**** Collected data ****

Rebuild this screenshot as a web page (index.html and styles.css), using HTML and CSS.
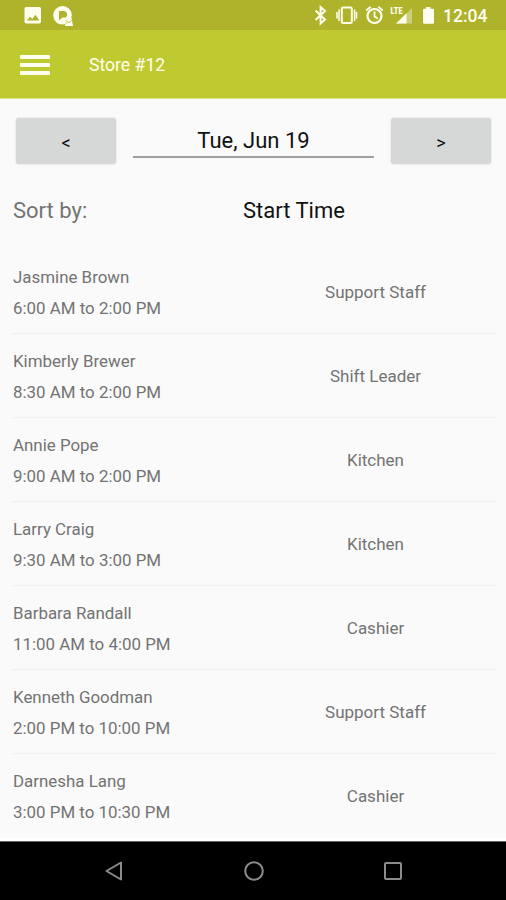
FILE: index.html
```html
<!DOCTYPE html>
<html lang="en">
<head>
<meta charset="utf-8">
<title>Store #12</title>
<link rel="stylesheet" href="styles.css">
</head>
<body>
<div class="status">
  <svg class="notifications" width="60" height="30" viewBox="20 0 60 30">
    <rect x="24.5" y="7" width="16.5" height="16.5" rx="1.8" fill="#fffff0"/>
    <path d="M27 20.500l3-4 2.200 2.500 3.200-4.300 4 5.800z" fill="#aeb32b"/>
    <circle cx="62.500" cy="15.300" r="9.300" fill="#fffff0"/>
    <path d="M59 11h5a3.700 3.700 0 0 1 1.800 6.600h-3.500L59 20.500z" fill="#aeb32b"/>
    <path d="M65 19l6.500-1 1.500 8h-8z" fill="#fffff0"/>
    <path d="M65.500 20.500l3.300 2 3-2M65 24.500l2-2" fill="none" stroke="#aeb32b" stroke-width=".8"/>
  </svg>
  <div class="system">
    <svg width="122" height="30" viewBox="314 0 122 30">
      <path d="M315.500 10.500l9.500 9-4.400 4V7l4.400 4-9.500 9" fill="none" stroke="#fffff0" stroke-width="2"/>
      <rect x="341.800" y="7.500" width="10" height="15.500" rx="1.500" fill="none" stroke="#fffff0" stroke-width="2"/>
      <path d="M339 9.500v11.500M337 12v6.500M354.600 9.500v11.500M356.600 12v6.500" stroke="#fffff0" stroke-width="1.500"/>
      <circle cx="374.500" cy="16" r="7" fill="none" stroke="#fffff0" stroke-width="2.200"/>
      <path d="M366.200 10.500l4.500-3.800M382.800 10.500l-4.500-3.800M374.500 11.500v5l3.300 2" fill="none" stroke="#fffff0" stroke-width="1.800"/>
      <path d="M412 8v15.500h-16z" fill="#cccf79"/>
      <path d="M406.500 13.300v10.200H396z" fill="#fffff0"/>
      <text class="lte" x="390.500" y="14" textLength="12" lengthAdjust="spacingAndGlyphs">LTE</text>
      <path d="M426 7h4.500v1.800h2.200q1.300 0 1.300 1.300v12.300q0 1.300-1.300 1.300h-8.400q-1.300 0-1.300-1.300V10.100q0-1.300 1.300-1.300H426z" fill="#fffff0"/>
    </svg>
    <span class="clock">12:04</span>
  </div>
</div>
<header class="appbar">
  <button class="menu" aria-label="Menu"><span></span><span></span><span></span></button>
  <h1>Store #12</h1>
</header>
<main>
  <div class="dates">
    <button class="step">&lt;</button>
    <div class="date">Tue, Jun 19</div>
    <button class="step">&gt;</button>
  </div>
  <div class="sort"><span>Sort by:</span><span class="value">Start Time</span></div>
  <ul class="shifts">
    <li><div><p class="name">Jasmine Brown</p><p>6:00 AM to 2:00 PM</p></div><span class="role">Support Staff</span></li>
    <li><div><p class="name">Kimberly Brewer</p><p>8:30 AM to 2:00 PM</p></div><span class="role">Shift Leader</span></li>
    <li><div><p class="name">Annie Pope</p><p>9:00 AM to 2:00 PM</p></div><span class="role">Kitchen</span></li>
    <li><div><p class="name">Larry Craig</p><p>9:30 AM to 3:00 PM</p></div><span class="role">Kitchen</span></li>
    <li><div><p class="name">Barbara Randall</p><p>11:00 AM to 4:00 PM</p></div><span class="role">Cashier</span></li>
    <li><div><p class="name">Kenneth Goodman</p><p>2:00 PM to 10:00 PM</p></div><span class="role">Support Staff</span></li>
    <li><div><p class="name">Darnesha Lang</p><p>3:00 PM to 10:30 PM</p></div><span class="role">Cashier</span></li>
  </ul>
</main>
<nav class="navbar">
  <svg width="20" height="20" viewBox="0 0 20 20"><path d="M17 1.500v17L2.500 10z"/></svg>
  <svg width="20" height="20" viewBox="0 0 20 20"><circle cx="10" cy="10" r="8.800"/></svg>
  <svg width="20" height="20" viewBox="0 0 20 20"><rect x="2" y="2" width="16" height="16" rx="1"/></svg>
</nav>
</body>
</html>
```
FILE: styles.css
```css
* { box-sizing: border-box; }
body {
  margin: 0;
  width: 506px;
  height: 900px;
  overflow: hidden;
  display: flex;
  flex-direction: column;
  background: #fafafa;
  color: #737373;
  font-family: Roboto, "Liberation Sans", sans-serif;
}
h1, p, ul { margin: 0; padding: 0; }
button { border: 0; padding: 0; font: inherit; }
svg { display: block; }

.status {
  flex: none;
  height: 30px;
  padding: 0 18px 0 20px;
  display: flex;
  justify-content: space-between;
  background: #aeb32b;
}
.system { display: flex; }
.clock {
  width: 52px;
  padding-left: 7px;
  line-height: 32px;
  font-size: 17.5px;
  font-weight: 500;
  color: #fffff0;
  white-space: nowrap;
}
.lte { font-size: 9px; font-weight: 900; fill: #fffff0; }

.appbar {
  flex: none;
  height: 69px;
  padding: 2px 20px 0;
  display: flex;
  align-items: center;
  gap: 39px;
  background: #bfca31;
  border-bottom: 1px solid #dfe58f;
}
.menu {
  width: 30px;
  display: flex;
  flex-direction: column;
  gap: 4px;
  background: none;
}
.menu span { height: 4px; border-radius: 1px; background: #fffff0; }
.appbar h1 { font-size: 17.6px; font-weight: 400; color: #fffff0; line-height: 20px; }

main { flex: 1; border-bottom: 3px solid #fff; }
.dates {
  height: 84px;
  padding: 19px 15px 0 16px;
  display: flex;
  gap: 17px;
}
.step {
  width: 100px;
  height: 46px;
  padding-top: 2px;
  border-radius: 3px;
  background: #d6d8d7;
  box-shadow: 0 0 2px #d0d0d0;
  color: #111;
  font-size: 18px;
}
.date {
  flex: 1;
  height: 40px;
  border-bottom: 2px solid #a0a0a0;
  text-align: center;
  font-size: 22px;
  line-height: 45px;
  color: #111;
}
.sort {
  height: 67px;
  padding: 12px 13px 0;
  display: grid;
  grid-template-columns: 230px 1fr;
  font-size: 22px;
  line-height: 32px;
}
.sort .value { color: #111; }

.shifts { list-style: none; padding: 0 10px 0 12px; }
.shifts li {
  height: 84px;
  padding: 12px 0 0 1px;
  display: grid;
  grid-template-columns: 242px 1fr;
  border-bottom: 1px solid #f0f0f0;
  font-size: 16.9px;
  line-height: 30px;
}
.shifts li:last-child { border-bottom-color: transparent; }
.name { margin-bottom: 1px; }
.shifts .role { text-align: center; font-size: 17px; line-height: 60px; }

.navbar {
  flex: none;
  height: 59px;
  padding: 0 103px 0 104px;
  display: flex;
  align-items: center;
  justify-content: space-between;
  background: #000;
  border-top: 1px solid #666;
}
.navbar svg { fill: none; stroke: #8c8c8c; stroke-width: 2; stroke-linejoin: round; }
```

****

**Aim of the exercise**: Write out the listing word for word, omitting the pictures it holds.

**Worked answer**:
Rebuild this screenshot as a web page (index.html and styles.css), using HTML and CSS.
FILE: index.html
```html
<!DOCTYPE html>
<html lang="en">
<head>
<meta charset="utf-8">
<title>Store #12</title>
<link rel="stylesheet" href="styles.css">
</head>
<body>
<div class="status">
  <svg class="notifications" width="60" height="30" viewBox="20 0 60 30">
    <rect x="24.5" y="7" width="16.5" height="16.5" rx="1.8" fill="#fffff0"/>
    <path d="M27 20.500l3-4 2.200 2.500 3.200-4.300 4 5.800z" fill="#aeb32b"/>
    <circle cx="62.500" cy="15.300" r="9.300" fill="#fffff0"/>
    <path d="M59 11h5a3.700 3.700 0 0 1 1.800 6.600h-3.500L59 20.500z" fill="#aeb32b"/>
    <path d="M65 19l6.500-1 1.500 8h-8z" fill="#fffff0"/>
    <path d="M65.500 20.500l3.300 2 3-2M65 24.500l2-2" fill="none" stroke="#aeb32b" stroke-width=".8"/>
  </svg>
  <div class="system">
    <svg width="122" height="30" viewBox="314 0 122 30">
      <path d="M315.500 10.500l9.500 9-4.400 4V7l4.400 4-9.500 9" fill="none" stroke="#fffff0" stroke-width="2"/>
      <rect x="341.800" y="7.500" width="10" height="15.500" rx="1.500" fill="none" stroke="#fffff0" stroke-width="2"/>
      <path d="M339 9.500v11.500M337 12v6.500M354.600 9.500v11.500M356.600 12v6.500" stroke="#fffff0" stroke-width="1.500"/>
      <circle cx="374.500" cy="16" r="7" fill="none" stroke="#fffff0" stroke-width="2.200"/>
      <path d="M366.200 10.500l4.500-3.800M382.800 10.500l-4.500-3.800M374.500 11.500v5l3.300 2" fill="none" stroke="#fffff0" stroke-width="1.800"/>
      <path d="M412 8v15.500h-16z" fill="#cccf79"/>
      <path d="M406.500 13.300v10.200H396z" fill="#fffff0"/>
      <text class="lte" x="390.500" y="14" textLength="12" lengthAdjust="spacingAndGlyphs">LTE</text>
      <path d="M426 7h4.500v1.800h2.200q1.300 0 1.300 1.300v12.300q0 1.300-1.300 1.300h-8.400q-1.300 0-1.300-1.300V10.100q0-1.300 1.300-1.300H426z" fill="#fffff0"/>
    </svg>
    <span class="clock">12:04</span>
  </div>
</div>
<header class="appbar">
  <button class="menu" aria-label="Menu"><span></span><span></span><span></span></button>
  <h1>Store #12</h1>
</header>
<main>
  <div class="dates">
    <button class="step">&lt;</button>
    <div class="date">Tue, Jun 19</div>
    <button class="step">&gt;</button>
  </div>
  <div class="sort"><span>Sort by:</span><span class="value">Start Time</span></div>
  <ul class="shifts">
    <li><div><p class="name">Jasmine Brown</p><p>6:00 AM to 2:00 PM</p></div><span class="role">Support Staff</span></li>
    <li><div><p class="name">Kimberly Brewer</p><p>8:30 AM to 2:00 PM</p></div><span class="role">Shift Leader</span></li>
    <li><div><p class="name">Annie Pope</p><p>9:00 AM to 2:00 PM</p></div><span class="role">Kitchen</span></li>
    <li><div><p class="name">Larry Craig</p><p>9:30 AM to 3:00 PM</p></div><span class="role">Kitchen</span></li>
    <li><div><p class="name">Barbara Randall</p><p>11:00 AM to 4:00 PM</p></div><span class="role">Cashier</span></li>
    <li><div><p class="name">Kenneth Goodman</p><p>2:00 PM to 10:00 PM</p></div><span class="role">Support Staff</span></li>
    <li><div><p class="name">Darnesha Lang</p><p>3:00 PM to 10:30 PM</p></div><span class="role">Cashier</span></li>
  </ul>
</main>
<nav class="navbar">
  <svg width="20" height="20" viewBox="0 0 20 20"><path d="M17 1.500v17L2.500 10z"/></svg>
  <svg width="20" height="20" viewBox="0 0 20 20"><circle cx="10" cy="10" r="8.800"/></svg>
  <svg width="20" height="20" viewBox="0 0 20 20"><rect x="2" y="2" width="16" height="16" rx="1"/></svg>
</nav>
</body>
</html>
```
FILE: styles.css
```css
* { box-sizing: border-box; }
body {
  margin: 0;
  width: 506px;
  height: 900px;
  overflow: hidden;
  display: flex;
  flex-direction: column;
  background: #fafafa;
  color: #737373;
  font-family: Roboto, "Liberation Sans", sans-serif;
}
h1, p, ul { margin: 0; padding: 0; }
button { border: 0; padding: 0; font: inherit; }
svg { display: block; }

.status {
  flex: none;
  height: 30px;
  padding: 0 18px 0 20px;
  display: flex;
  justify-content: space-between;
  background: #aeb32b;
}
.system { display: flex; }
.clock {
  width: 52px;
  padding-left: 7px;
  line-height: 32px;
  font-size: 17.5px;
  font-weight: 500;
  color: #fffff0;
  white-space: nowrap;
}
.lte { font-size: 9px; font-weight: 900; fill: #fffff0; }

.appbar {
  flex: none;
  height: 69px;
  padding: 2px 20px 0;
  display: flex;
  align-items: center;
  gap: 39px;
  background: #bfca31;
  border-bottom: 1px solid #dfe58f;
}
.menu {
  width: 30px;
  display: flex;
  flex-direction: column;
  gap: 4px;
  background: none;
}
.menu span { height: 4px; border-radius: 1px; background: #fffff0; }
.appbar h1 { font-size: 17.6px; font-weight: 400; color: #fffff0; line-height: 20px; }

main { flex: 1; border-bottom: 3px solid #fff; }
.dates {
  height: 84px;
  padding: 19px 15px 0 16px;
  display: flex;
  gap: 17px;
}
.step {
  width: 100px;
  height: 46px;
  padding-top: 2px;
  border-radius: 3px;
  background: #d6d8d7;
  box-shadow: 0 0 2px #d0d0d0;
  color: #111;
  font-size: 18px;
}
.date {
  flex: 1;
  height: 40px;
  border-bottom: 2px solid #a0a0a0;
  text-align: center;
  font-size: 22px;
  line-height: 45px;
  color: #111;
}
.sort {
  height: 67px;
  padding: 12px 13px 0;
  display: grid;
  grid-template-columns: 230px 1fr;
  font-size: 22px;
  line-height: 32px;
}
.sort .value { color: #111; }

.shifts { list-style: none; padding: 0 10px 0 12px; }
.shifts li {
  height: 84px;
  padding: 12px 0 0 1px;
  display: grid;
  grid-template-columns: 242px 1fr;
  border-bottom: 1px solid #f0f0f0;
  font-size: 16.9px;
  line-height: 30px;
}
.shifts li:last-child { border-bottom-color: transparent; }
.name { margin-bottom: 1px; }
.shifts .role { text-align: center; font-size: 17px; line-height: 60px; }

.navbar {
  flex: none;
  height: 59px;
  padding: 0 103px 0 104px;
  display: flex;
  align-items: center;
  justify-content: space-between;
  background: #000;
  border-top: 1px solid #666;
}
.navbar svg { fill: none; stroke: #8c8c8c; stroke-width: 2; stroke-linejoin: round; }
```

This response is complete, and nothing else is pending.